Medyadan ve tüm kanallardan bütün siyasi partilerin öncelikli konularını saptarken hiç çocuk sözcüğünü dile getirmediklerini gördük ve izledik. Halbuki yapılanların hepsi aslında çocukların daha iyi bir yaşama sahip olmaları için. Bu açıdan irdelediğimizde aslında burada çok temel bir çelişki mevcut. Ama buna rağmen çocuk konularının hiç gündemde olmaması halen yaşanan süreç.
Tüm siyasetle uğraşan aktörlerin programlarını yaparken bu konulara yer vermek mecburiyetleri var. Ana kriter olarak hangi konulara yer vermek zorundalar? Bunun da tartışılması gerekiyor. Çünkü bugün yapılan çalışmaların tek referansı olması gereken Türkiye’nin 18 yıl önce imzaladığı Çocuk Hakları Sözleşmesinin uygulanmasını değil bilinirliğinin bile en iyimser oranda %25 olduğunu  hatırlayarak konuya giriş yapalım.
Birleşmiş Milletler dokümanı olarak dünyada Somali dışında tüm ülkelerin imzalamış olduğu Çocuk Hakları Sözleşmesinin çocuklar için daha iyi yaşanabilen bir dünyayı hedeflemiş olduğunu biliyoruz. Bunun içinde çocukların 4 temel hakkı olduğu belirtilmektedir. Bunlar çocuğun yaşaması, geliştirilmesi, korunması ve katılımı haklarıdır. Yani çocuğun öncelikle yaşatılabilmesinin, korunabilmesinin, geliştirilebilmesinin ve katılımının sağlanması gerekmektedir.

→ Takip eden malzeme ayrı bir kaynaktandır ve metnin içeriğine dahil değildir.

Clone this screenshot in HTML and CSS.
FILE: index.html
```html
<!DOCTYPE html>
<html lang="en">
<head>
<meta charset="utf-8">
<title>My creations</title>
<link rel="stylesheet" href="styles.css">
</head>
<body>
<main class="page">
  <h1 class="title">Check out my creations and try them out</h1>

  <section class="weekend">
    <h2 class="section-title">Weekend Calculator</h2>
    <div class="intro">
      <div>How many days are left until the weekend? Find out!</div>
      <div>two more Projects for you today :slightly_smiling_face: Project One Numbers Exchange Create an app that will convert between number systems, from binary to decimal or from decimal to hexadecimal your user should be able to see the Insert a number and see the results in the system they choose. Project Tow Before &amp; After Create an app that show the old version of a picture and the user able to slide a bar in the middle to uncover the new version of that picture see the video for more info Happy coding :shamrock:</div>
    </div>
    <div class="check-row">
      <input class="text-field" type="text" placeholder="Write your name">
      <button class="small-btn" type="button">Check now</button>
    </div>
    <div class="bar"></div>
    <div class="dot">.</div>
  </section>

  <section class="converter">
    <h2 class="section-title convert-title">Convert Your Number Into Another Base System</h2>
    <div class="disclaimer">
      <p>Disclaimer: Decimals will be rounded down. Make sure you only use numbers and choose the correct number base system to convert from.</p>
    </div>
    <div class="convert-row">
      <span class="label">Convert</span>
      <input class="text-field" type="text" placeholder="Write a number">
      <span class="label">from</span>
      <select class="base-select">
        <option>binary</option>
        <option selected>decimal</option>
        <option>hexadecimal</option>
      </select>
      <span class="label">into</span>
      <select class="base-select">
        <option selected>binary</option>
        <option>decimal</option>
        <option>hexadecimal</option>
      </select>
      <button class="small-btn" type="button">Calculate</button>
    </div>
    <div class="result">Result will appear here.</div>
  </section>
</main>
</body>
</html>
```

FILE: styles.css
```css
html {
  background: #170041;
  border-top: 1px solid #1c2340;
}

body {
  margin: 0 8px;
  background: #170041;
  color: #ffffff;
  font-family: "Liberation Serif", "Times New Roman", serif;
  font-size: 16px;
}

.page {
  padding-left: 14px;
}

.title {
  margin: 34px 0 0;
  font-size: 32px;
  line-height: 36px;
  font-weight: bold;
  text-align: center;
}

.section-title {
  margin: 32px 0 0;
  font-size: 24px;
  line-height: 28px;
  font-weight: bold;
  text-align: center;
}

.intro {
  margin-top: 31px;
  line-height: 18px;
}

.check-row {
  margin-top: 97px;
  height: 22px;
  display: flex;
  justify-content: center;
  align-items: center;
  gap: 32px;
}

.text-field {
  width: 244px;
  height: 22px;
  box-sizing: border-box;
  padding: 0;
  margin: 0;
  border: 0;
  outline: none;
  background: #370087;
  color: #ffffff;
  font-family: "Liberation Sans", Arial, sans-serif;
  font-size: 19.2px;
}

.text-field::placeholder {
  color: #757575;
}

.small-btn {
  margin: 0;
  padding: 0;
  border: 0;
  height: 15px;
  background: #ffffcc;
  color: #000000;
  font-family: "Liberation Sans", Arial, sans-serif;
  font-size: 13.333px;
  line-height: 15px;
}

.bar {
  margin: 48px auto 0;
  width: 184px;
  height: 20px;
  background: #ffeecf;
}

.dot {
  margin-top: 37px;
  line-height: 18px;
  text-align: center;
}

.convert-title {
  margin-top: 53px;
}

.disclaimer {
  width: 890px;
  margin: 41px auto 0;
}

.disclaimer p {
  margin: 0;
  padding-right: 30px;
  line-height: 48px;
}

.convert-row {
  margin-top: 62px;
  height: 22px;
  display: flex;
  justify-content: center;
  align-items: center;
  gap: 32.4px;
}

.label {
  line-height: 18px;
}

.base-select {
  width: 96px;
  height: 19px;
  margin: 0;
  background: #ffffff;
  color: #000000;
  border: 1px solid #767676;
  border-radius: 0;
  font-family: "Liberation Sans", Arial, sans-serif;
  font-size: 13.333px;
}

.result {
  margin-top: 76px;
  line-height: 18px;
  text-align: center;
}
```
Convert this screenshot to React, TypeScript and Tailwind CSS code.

Bu temel hakları açtığımızda çocuğun sağlığını, eğitimini, şiddetten korunmasını, suça itilmemesini, söz hakkının olmasını saymak mümkündür. 0-18 yaşları arasındaki herkesi çocuk kabul eden  sözleşmenin ilk maddesinde ayrıca şuna dikkat edilmesi gerekir ki en önemli maddelerinden birisi de 3. maddesinde belirtilen yapılacak her şeyin çocuğun yüksek yararı adına yapılmasıdır. Yani yapılacak  her eylemin temel ilkesi çocuğun yararını gözetiyor olmasıdır. Sadece bu madde bile üzerinde konuşmamız ve tartışmamız gereken bir durumdur. Çünkü baktığınızda bunun ne anlama geldiğini bile  anlayabilme ve pratik uygulamaları adına tartışabilecek bir ortamın olmadığı görülmektedir.
Bugün çocuk adına baktığımızda ayrımcılıktan başlayarak bir çok konuda sıkıntılı bir tablonun olduğunu görmekteyiz. Kız çocukların eğitimindeki rakamlara baktığımızda bile bu ayrımcılığın kız çocukları aleyhine büyük bir problemin yaşandığını da göstermektedir. Doğuda ve güneydoğuda çok bariz olarak kız çocukların okula gidememesi, okutulmaması, erken yaşta evlendirilmeleri ve töre cinayetlerine kurban gitmeleri gibi her biri tek başına çok büyük birer problem olan konuların olduğu görülmektedir.
Demek ki her hükümete talip olan siyasi partinin eğitim ve özellikle kız çocukların eğitimi konusunda ne yapacağını söylemesi zorunludur. Burada iktidar partisinin özellikle kız çocuklarına yönelik yapacaklarında laiklik boyutunu da gözeterek açıklamalar yapması kamuoyunun beklentisidir. Eğitim dendiğinde imam-hatip probleminin de tartışılması gerekmektedir. Gereksiniminin çok daha fazla sayıda mezun veren imam-hatip liseleri probleminin çözümü bu okulların sadece gerekli oldukları sayıya indirgenmesi ise, o zaman bunun siyasi parti programlarında açıklanması gerekmektedir. Çünkü sonuç çocuğun yüksek yararına olmalıdır ve bu liselerden mezun olan çocukların açıkta, hiç bir şey yapabilecek donanıma sahip olmadan mezun olmaları gibi sadece bu çocuklar için zararlı bir durum ortaya çıkmaktadır. Çocuklar alet edilmektedir. Yüksek yarar ilkesi göz ardı edilmektedir. 
Görüldüğü gibi sadece tek bir konudan girildiğinde bile ne kadar büyük problemler karşımıza çıkmaktadır. Sağlık, korunma ve katılım sürecinde daha bir çok problemler yer almaktadır. Bunlar ilerleyen haftalarda da  konu edilecektir.
Ama unutulmamalıdır ki ekonomiyle birlikte güvenlik en büyük problem olarak karşımıza çıkmaktadır. Bu problemlerin çözümü kısa ve orta dönemde de hep çocuklara yönelik çözümlerden geçmektedir. Bu durum sadece günlük siyaset yapan partilerin gözünden kaçmaktadır. Ama faturaları herkes birlikte ödemektedir.
22 Temmuz’a kadar bu konuyu yazmaya devam edeceğim. Türkiye yeni ve doğru başlangıçlar yapacaksa bunu çocuklarıyla yapacaktır. Bunu unutmayalım.